Description of the task - Leaving the pictures out, print the lines from the first line of the listing through the line containing "</style></head><body>", exactly as they read, and no others.

Data segment -
▼

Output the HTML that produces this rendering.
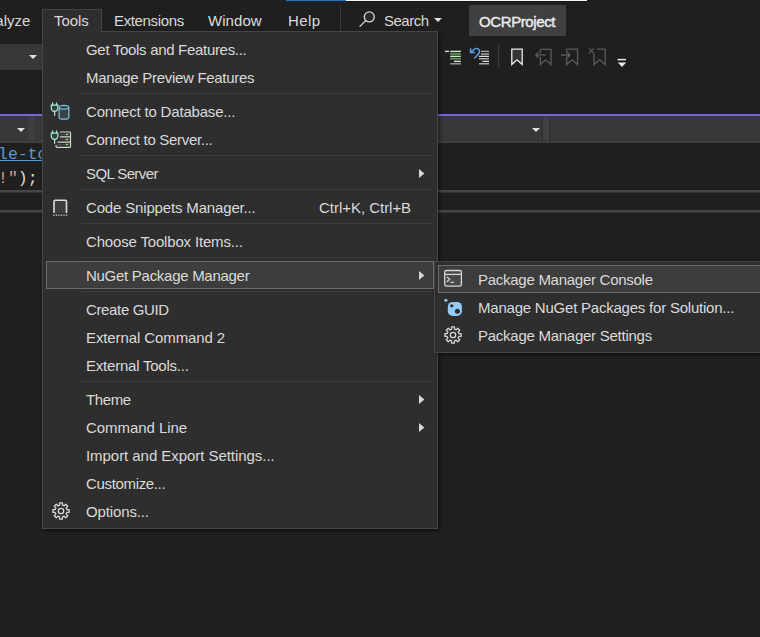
<!DOCTYPE html>
<html><head><meta charset="utf-8">
<style>
*{box-sizing:border-box;margin:0;padding:0}
html,body{width:760px;height:637px;overflow:hidden;background:#1f1f1f}
body{position:relative;font-family:"Liberation Sans",sans-serif;font-size:15px;color:#dadada}
.a{position:absolute}
.t{position:absolute;white-space:pre;line-height:18px;height:18px}
.sep{position:absolute;height:1px;background:#3f3f3f}
.arr{position:absolute;width:0;height:0;border-top:4px solid transparent;border-bottom:4px solid transparent;border-left:5px solid #d8d8d8}
.dd{position:absolute;width:0;height:0;border-left:4px solid transparent;border-right:4px solid transparent;border-top:4px solid #e0e0e0}
svg{position:absolute;overflow:visible}
</style></head><body>

<div class="a" style="left:286px;top:0;width:60px;height:1px;background:#3574a8"></div>
<div class="a" style="left:286px;top:1px;width:60px;height:1px;background:#0d2844"></div>
<div class="a" style="left:346px;top:0;width:241px;height:1px;background:#f6f6f6"></div>
<div class="a" style="left:346px;top:1px;width:241px;height:1px;background:#161616"></div>
<div class="t" style="left:-23px;top:12px;letter-spacing:0px;">Analyze</div>
<div class="t" style="left:114px;top:12px;letter-spacing:-0.36px;">Extensions</div>
<div class="t" style="left:208px;top:12px;letter-spacing:0.06px;">Window</div>
<div class="t" style="left:288px;top:12px;letter-spacing:0.4px;">Help</div>
<div class="a" style="left:340px;top:6px;width:1px;height:25px;background:#3a3a3a"></div>
<svg style="left:357px;top:9px" width="20" height="20" viewBox="0 0 20 20"><circle cx="12.3" cy="7.9" r="5.0" fill="#2a2a2a" stroke="#d8d8d8" stroke-width="1.3"/><path d="M8.7 11.6 L3 17.4" stroke="#d8d8d8" stroke-width="1.3" stroke-linecap="round"/></svg>
<div class="t" style="left:384px;top:12px;letter-spacing:-0.5px;">Search</div>
<div class="dd" style="left:434px;top:18px"></div>
<div class="a" style="left:469px;top:5px;width:97px;height:31px;background:#404040"></div>
<div class="t" style="left:479px;top:13px;-webkit-text-stroke:0.4px #eee;letter-spacing:-0.4px;color:#eee">OCRProject</div>
<div class="a" style="left:0;top:44px;width:42px;height:26px;background:#383838"></div>
<div class="dd" style="left:29px;top:55px"></div>
<div class="a" style="left:0;top:114px;width:760px;height:2px;background:#7867da"></div>
<div class="a" style="left:0;top:116px;width:760px;height:27px;background:#383838"></div>
<div class="a" style="left:0;top:141px;width:760px;height:2px;background:#3f3f3f"></div>
<div class="a" style="left:28px;top:116px;width:6px;height:27px;background:#3e3e3e"></div>
<div class="a" style="left:542px;top:116px;width:1px;height:27px;background:#303030"></div><div class="a" style="left:543px;top:116px;width:6px;height:27px;background:#404040"></div><div class="a" style="left:549px;top:116px;width:2px;height:27px;background:#343434"></div>
<div class="dd" style="left:17px;top:128px"></div>
<div class="dd" style="left:532px;top:128px"></div>
<div class="a" style="left:0;top:190px;width:760px;height:3px;background:linear-gradient(#464646 0,#464646 66%,#333 66%)"></div>
<div class="a" style="left:0;top:210px;width:760px;height:3px;background:linear-gradient(#464646 0,#464646 66%,#333 66%)"></div>
<div class="t" style="left:-2px;top:146px;font-family:'Liberation Mono',monospace;font-size:16.5px;color:#569cd6;text-decoration:underline">le-to</div>
<div class="t" style="left:-2px;top:170px;font-family:'Liberation Mono',monospace;font-size:16.5px;color:#dcdcdc"><span style="color:#d69d85">!"</span>);</div>

<svg style="left:0;top:0" width="760" height="637" viewBox="0 0 760 637">
<g stroke-width="1.4"><path d="M445 51.4 H449" stroke="#d8d8d8"/><path d="M450.2 51.4 H460.8" stroke="#d6e6d0"/><path d="M450.2 54 H460.8" stroke="#6fae6a"/><path d="M450.2 56.4 H460.8" stroke="#c8ecc0"/><path d="M450.2 58.8 H460.8" stroke="#62a85e"/><path d="M454 61.4 H460.8" stroke="#e0e0e0"/><path d="M450.2 63.8 H460.8" stroke="#a0a0a0"/></g>
<g transform="translate(468,44)" stroke-width="1.4"><path d="M13 7.4 H21 M13 10 H21 M11 14.8 H21 M11 19.8 H21" stroke="#a8a8a8"/><path d="M11 12.4 H21 M14.4 17.4 H21" stroke="#e0e0e0"/><path d="M2.6 4.2 V8.6 H6.8" fill="none" stroke="#5fa4ea" stroke-width="1.5"/><path d="M2.8 8.4 L5.8 5.5 Q8.5 3.4 10.6 5.2 Q12.6 7.3 10.5 9.8 L6.3 14.6" fill="none" stroke="#5fa4ea" stroke-width="1.4"/></g>
<path d="M498.6 44.2 V67.5" stroke="#3f3f3f" stroke-width="1"/>
<path d="M511.8 49.2 H522.2 V64.6 L517 59.8 L511.8 64.6 Z" fill="#353535" stroke="#ececec" stroke-width="1.3" stroke-linejoin="miter"/>
<g fill="none" stroke="#5c5c5c" stroke-width="1.3"><path d="M540.4 49.4 H551 V64.6 L545.7 59.8 L540.4 64.6 V56.8 M540.4 53 V49.4"/><path d="M535.8 54.9 H545.5 M538.6 52.1 L535.8 54.9 L538.6 57.7"/></g>
<g fill="none" stroke="#5c5c5c" stroke-width="1.3"><path d="M566.6 49.2 H577.6 V64.6 L572.1 59.8 L566.6 64.6 V56.8 M566.6 53 V49.2"/><path d="M561 55 H570 M567.2 52.2 L570 55 L567.2 57.8"/></g>
<g fill="none" stroke="#5c5c5c" stroke-width="1.3"><path d="M597 49.2 H605.2 V64.6 L599.6 59.8 L594 64.6 V53.5"/><path d="M589 48.4 L594 53.4 M594 48.4 L589 53.4"/></g>
<path d="M617.6 59.6 H626" stroke="#e8e8e8" stroke-width="1.5"/><path d="M617.8 62.6 H626.2 L622 67 Z" fill="#e8e8e8"/>
</svg>
<div class="a" style="left:42px;top:31px;width:396px;height:498px;background:#2e2e2e;border:1px solid #454545;border-top:none;box-shadow:2px 2px 3px rgba(0,0,0,0.4)"></div>
<div class="a" style="left:42px;top:9px;width:60px;height:23px;background:#2e2e2e;border:1px solid #454545;border-bottom:none"></div>
<div class="t" style="left:54px;top:12px;letter-spacing:-0.07px;">Tools</div>
<div class="a" style="left:101px;top:31px;width:337px;height:1px;background:#454545"></div>
<div class="a" style="left:46px;top:261px;width:388px;height:28px;background:#3d3d3d;border:1px solid #6b6b6b"></div>
<div class="t" style="left:86px;top:41px;letter-spacing:-0.31px;">Get Tools and Features...</div>
<div class="t" style="left:86px;top:69px;letter-spacing:-0.3px;">Manage Preview Features</div>
<div class="sep" style="left:81px;top:93px;width:351px"></div>
<div class="t" style="left:86px;top:103px;letter-spacing:-0.19px;">Connect to Database...</div>
<div class="t" style="left:86px;top:131px;letter-spacing:-0.31px;">Connect to Server...</div>
<div class="sep" style="left:81px;top:155px;width:351px"></div>
<div class="t" style="left:86px;top:165px;letter-spacing:-0.6px;">SQL Server</div>
<svg style="left:0;top:0" width="760" height="637"><path d="M419 169.1 L424.4 173.5 L419 177.9 Z" fill="#d8d8d8"/></svg>
<div class="sep" style="left:81px;top:189px;width:351px"></div>
<div class="t" style="left:86px;top:199px;letter-spacing:-0.16px;">Code Snippets Manager...</div>
<div class="t" style="left:319px;top:199px;letter-spacing:-0.03px;">Ctrl+K, Ctrl+B</div>
<div class="sep" style="left:81px;top:223px;width:351px"></div>
<div class="t" style="left:86px;top:233px;letter-spacing:-0.17px;">Choose Toolbox Items...</div>
<div class="sep" style="left:81px;top:257px;width:351px"></div>
<div class="t" style="left:86px;top:267px;letter-spacing:-0.28px;">NuGet Package Manager</div>
<svg style="left:0;top:0" width="760" height="637"><path d="M419 271.1 L424.4 275.5 L419 279.9 Z" fill="#d8d8d8"/></svg>
<div class="sep" style="left:81px;top:291px;width:351px"></div>
<div class="t" style="left:86px;top:301px;letter-spacing:-0.36px;">Create GUID</div>
<div class="t" style="left:86px;top:329px;letter-spacing:-0.1px;">External Command 2</div>
<div class="t" style="left:86px;top:357px;letter-spacing:-0.22px;">External Tools...</div>
<div class="sep" style="left:81px;top:381px;width:351px"></div>
<div class="t" style="left:86px;top:391px;letter-spacing:-0.4px;">Theme</div>
<svg style="left:0;top:0" width="760" height="637"><path d="M419 395.1 L424.4 399.5 L419 403.9 Z" fill="#d8d8d8"/></svg>
<div class="t" style="left:86px;top:419px;letter-spacing:-0.05px;">Command Line</div>
<svg style="left:0;top:0" width="760" height="637"><path d="M419 423.1 L424.4 427.5 L419 431.9 Z" fill="#d8d8d8"/></svg>
<div class="t" style="left:86px;top:447px;letter-spacing:-0.05px;">Import and Export Settings...</div>
<div class="t" style="left:86px;top:475px;letter-spacing:-0.34px;">Customize...</div>
<div class="t" style="left:86px;top:503px;letter-spacing:-0.13px;">Options...</div>
<svg style="left:0;top:0" width="760" height="637" viewBox="0 0 760 637">
<g transform="translate(48,99)" fill="none" stroke="#a8eedc" stroke-width="1.2" stroke-linecap="round"><path d="M4.6 3.9 V6 M8.5 3.9 V6"/><path d="M3.3 6.2 H9.9 V8.6 Q9.9 12.4 6.6 12.4 Q3.3 12.4 3.3 8.6 Z" fill="#33403d"/><path d="M6.6 12.4 V16.3"/></g>
<g transform="translate(48,99)" stroke="#7cc3e6" stroke-width="1.2" fill="#3a4048"><path d="M11.1 8.3 V18.4 Q11.1 20.2 15.95 20.2 Q20.8 20.2 20.8 18.4 V8.3"/><ellipse cx="15.95" cy="8.3" rx="4.85" ry="1.9"/></g>
<g transform="translate(48,127)" fill="none" stroke="#a8eedc" stroke-width="1.2" stroke-linecap="round"><path d="M4.6 3.9 V6 M8.5 3.9 V6"/><path d="M3.3 6.2 H9.9 V8.6 Q9.9 12.4 6.6 12.4 Q3.3 12.4 3.3 8.6 Z" fill="#33403d"/><path d="M6.6 12.4 V16.3"/></g>
<g transform="translate(48,127)" fill="none" stroke="#d4d4d4" stroke-width="1.2"><path d="M12 5 H21.8 Q22.5 5 22.5 5.7 V19.6 Q22.5 20.3 21.8 20.3 H8.7 Q8 20.3 8 19.6 V18"/><path d="M12 9.9 H22.5 M9.5 15.1 H22.5"/><path d="M12 7.6 H17 M12 12.5 H17 M9 17.6 H17" stroke="#4a4a4a"/><path d="M17.6 7.5 H20.3 M17.6 12.5 H20.3 M17.6 17.6 H20.3" stroke="#8fd07a" stroke-width="1.5"/></g>
<g fill="none" stroke="#dcdcdc" stroke-width="1.6"><path d="M54 213 V201.4 Q54 200.3 55.1 200.3 H65.4 Q66.5 200.3 66.5 201.4 V213" fill="#3d3d3d"/><path d="M53.2 215.2 H67.4" stroke-dasharray="1.3 1.25" stroke-width="1.3"/></g>
<path d="M59.55 505.18 L59.55 502.90 L62.45 502.90 L62.45 505.18 L64.09 505.86 L65.70 504.25 L67.75 506.30 L66.14 507.91 L66.82 509.55 L69.10 509.55 L69.10 512.45 L66.82 512.45 L66.14 514.09 L67.75 515.70 L65.70 517.75 L64.09 516.14 L62.45 516.82 L62.45 519.10 L59.55 519.10 L59.55 516.82 L57.91 516.14 L56.30 517.75 L54.25 515.70 L55.86 514.09 L55.18 512.45 L52.90 512.45 L52.90 509.55 L55.18 509.55 L55.86 507.91 L54.25 506.30 L56.30 504.25 L57.91 505.86 Z" fill="none" stroke="#d8d8d8" stroke-width="1.3" stroke-linejoin="round"/><circle cx="61" cy="511" r="2.7" fill="none" stroke="#d8d8d8" stroke-width="1.3"/>
</svg>
<div class="a" style="left:434px;top:261px;width:340px;height:92px;background:#2e2e2e;border:1px solid #454545;box-shadow:2px 2px 3px rgba(0,0,0,0.4)"></div>
<div class="a" style="left:438px;top:265px;width:330px;height:28px;background:#3d3d3d;border:1px solid #6b6b6b"></div>
<div class="t" style="left:478px;top:271px;letter-spacing:-0.27px;">Package Manager Console</div>
<div class="t" style="left:478px;top:299px;letter-spacing:-0.22px;">Manage NuGet Packages for Solution...</div>
<div class="t" style="left:478px;top:327px;letter-spacing:-0.26px;">Package Manager Settings</div>
<svg style="left:0;top:0" width="760" height="637" viewBox="0 0 760 637">
<g fill="none" stroke="#d8d8d8" stroke-width="1.3"><rect x="444.7" y="270.5" width="16.7" height="15.7" rx="1.8" fill="#474747"/><path d="M444.7 274.4 H461.4"/><path d="M447.3 277.2 L449.6 279.3 L447.3 281.5" stroke-linecap="round"/><path d="M450.4 282.3 H454.1" stroke-width="1.2"/></g>
<g><circle cx="445.9" cy="300.3" r="1.5" fill="#92cbf5"/><rect x="447.8" y="301.9" width="14.1" height="14.1" rx="4.8" fill="#92cbf5"/><circle cx="451.8" cy="305.8" r="1.6" fill="#2a2a2a"/><circle cx="457.4" cy="311.2" r="2.5" fill="#2a2a2a"/></g>
<path d="M451.55 329.18 L451.55 326.90 L454.45 326.90 L454.45 329.18 L456.09 329.86 L457.70 328.25 L459.75 330.30 L458.14 331.91 L458.82 333.55 L461.10 333.55 L461.10 336.45 L458.82 336.45 L458.14 338.09 L459.75 339.70 L457.70 341.75 L456.09 340.14 L454.45 340.82 L454.45 343.10 L451.55 343.10 L451.55 340.82 L449.91 340.14 L448.30 341.75 L446.25 339.70 L447.86 338.09 L447.18 336.45 L444.90 336.45 L444.90 333.55 L447.18 333.55 L447.86 331.91 L446.25 330.30 L448.30 328.25 L449.91 329.86 Z" fill="none" stroke="#d8d8d8" stroke-width="1.3" stroke-linejoin="round"/><circle cx="453" cy="335" r="2.7" fill="none" stroke="#d8d8d8" stroke-width="1.3"/>
</svg>
</body></html>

▲

The solution -
Output the HTML that produces this rendering.
<!DOCTYPE html>
<html><head><meta charset="utf-8">
<style>
*{box-sizing:border-box;margin:0;padding:0}
html,body{width:760px;height:637px;overflow:hidden;background:#1f1f1f}
body{position:relative;font-family:"Liberation Sans",sans-serif;font-size:15px;color:#dadada}
.a{position:absolute}
.t{position:absolute;white-space:pre;line-height:18px;height:18px}
.sep{position:absolute;height:1px;background:#3f3f3f}
.arr{position:absolute;width:0;height:0;border-top:4px solid transparent;border-bottom:4px solid transparent;border-left:5px solid #d8d8d8}
.dd{position:absolute;width:0;height:0;border-left:4px solid transparent;border-right:4px solid transparent;border-top:4px solid #e0e0e0}
svg{position:absolute;overflow:visible}
</style></head><body>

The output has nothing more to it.